それは~。陽維脈は各陽経を連絡し、陰維脈は各陰経を連絡します。この両経が互いに連絡できなくなると、失意して気分が塞ぎ、疲弊しきって動作もままなりません。陽維脈が病むと、悪寒、発熱があります。陰維脈が病むと、心痛があります。陰蹻脈が病むと、下肢の外側が弛緩し、内側が引き攣ります。陽蹻脈が病むと、下肢の内側が弛緩し、外側が引き攣ります。衝脈が病むと、※嘔吐して、裏急(お腹をこわしている時の排便前に襲ってくる痛み)します。督脉が病むと、脊柱が強ばり、手足が冷えます。任脈が病むと、お腹にしこりができて痛みます。男子の場合、※七種の疝病にかかりやすく、女子の場合、子宮筋腫になりやすくなります。帯脈が病むと、お腹が張り、腰が抜け、水に浸かったように冷えてしまいます。これらが奇経八脈の病症です。

※原文には「逆気」とあります。「逆気」には肺気、胃気、肝気の3パターンがあって、肺気が上逆した場合、喘息や咳嗽などの症状があらわれます。胃気が上逆した場合、嘔吐やシャックリなどの症状があらわれます。肝気が上逆した場合、頭痛や目まい、吐血などの症状があらわれます。衝脈の場合、二十八難に足陽明胃経と共に上がるとあります。よって胃気の逆上としました。

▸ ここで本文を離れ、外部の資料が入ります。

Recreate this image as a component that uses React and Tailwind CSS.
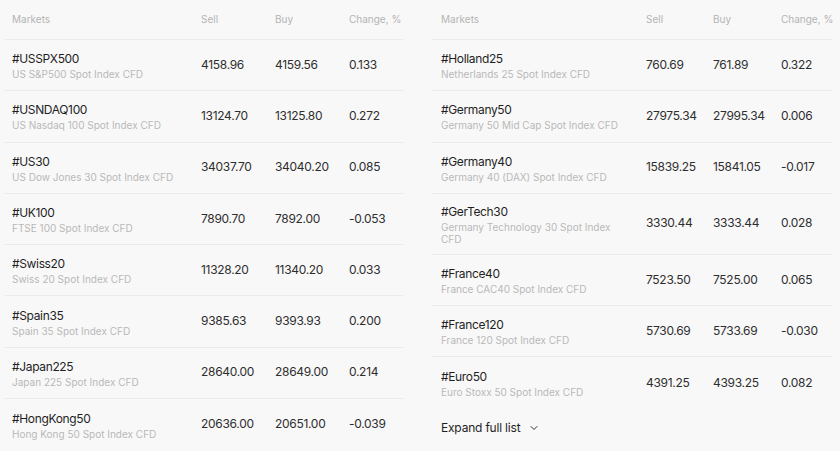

※原文には「七疝」とあります。七疝病とは、冲疝、狐疝、・疝、厥疝、瘕疝、・疝、癃疝の七種です。これは下腹部や生殖器に関する病で、大小便が出なくなることが特徴です。現在の病気では鼡径ヘルニアや腸イレウスなどがあります。「疝痛」とは下腹部や生殖器に発生するこれら病の痛みのことです。但し現代医学でいう「疝痛」とは胃疝痛、胆道疝痛、腎疝痛、膀胱疝痛、子宮疝痛などに分類され、主に結石症などに伴う激しい発作性の痛みをさしますので、必ずしも古典の「疝痛」とはイコールではありません。